The text was updated successfully, but these errors were encountered:

tin2tin · 2024-02-03T10:21:19Z

Is it the .ogg format it can't read?

BBC-Esq · 2024-02-03T11:49:24Z

Same type of error that I received on windows 10 if I recall.

tin2tin · 2024-02-03T12:14:03Z

If I change it to a wav file, it works but that wall of messages is still there.

BBC-Esq · 2024-02-03T17:41:54Z

If I change it to a wav file, it works but that wall of messages is still there.

Have you verified that the ultimate audio file does in fact sound like the speaker that you tried to specify?

tin2tin · 2024-02-03T20:09:09Z

Yes, it does work. Here is first Orson Wells and then Werner Herzog:

9739-10034.mp4

BBC-Esq · 2024-02-04T00:35:53Z

Cool, can you please post the script you used again? I still didn't get it working for some strange reason.

tin2tin · 2024-02-04T05:50:32Z

from whisperspeech.pipeline import Pipeline

pipe = Pipeline(s2a_ref='collabora/whisperspeech:s2a-q4-small-en+pl.model')
pipe.generate_to_file(filename, prompt, speaker="path to local wav file", lang='en', cps=14)

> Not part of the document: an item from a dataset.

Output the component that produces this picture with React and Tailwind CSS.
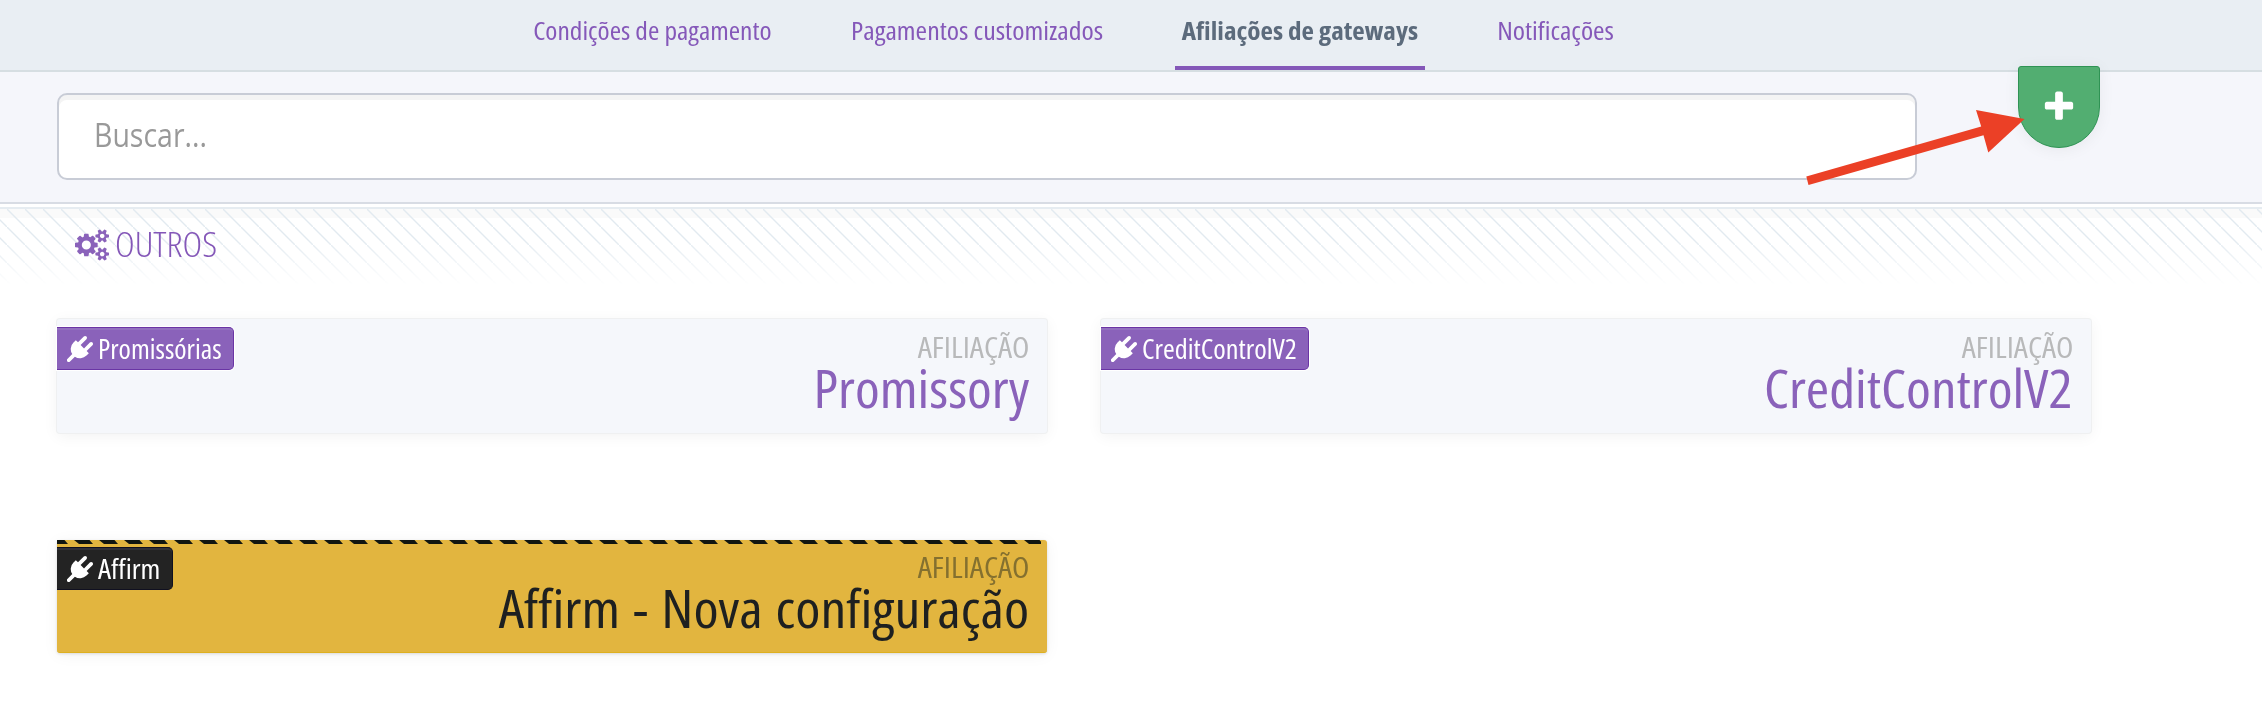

jpc · 2024-02-13T11:16:41Z

I have no opinion on any particular library for sound files but I think:

We want this to work out of the box on Windows and Linux/Mac
We probably want to support loading arbitrary mp3/ogg file for the reference speech
Loading directly from URLs is also nice for example code, maybe we can implement a simple wrapper ourselves on top of requests if torchaudio is not reliable on other platforms?
It would be nice to have one single dependency for loading and saving files for inference (training can use a lot more stuff since it does not put a burden on every user)

Do we all agree that this would be a good list of requirements?

BBC-Esq · 2024-02-13T13:55:41Z

I have no opinion on any particular library for sound files but I think:

1. We want this to work out of the box on Windows and Linux/Mac

2. We probably want to support loading arbitrary mp3/ogg file for the reference speech

3. Loading directly from URLs is also nice for example code, maybe we can implement a simple wrapper ourselves on top of `requests` if `torchaudio` is not reliable on other platforms?

4. It would be nice to have one single dependency for loading and saving files for inference (training can use a lot more stuff since it does not put a burden on every user)

Do we all agree that this would be a good list of requirements?

My only thoughts are regarding numbers three and four above regarding "torchaudio".

I originally was the one getting errors when using torchaudio on Windows that I think is the impetus for your message about possibly switching out torchaudio. To bring you up to speed...eventually I WAS able to resolve the torchaudio-related error we discussed. This required using pip install sounddevice. It's my understanding that torchaudio uses either sounddevice or "iosox" (not sure how to spell) under the hood...and for some reason I had to pip install sounddevice.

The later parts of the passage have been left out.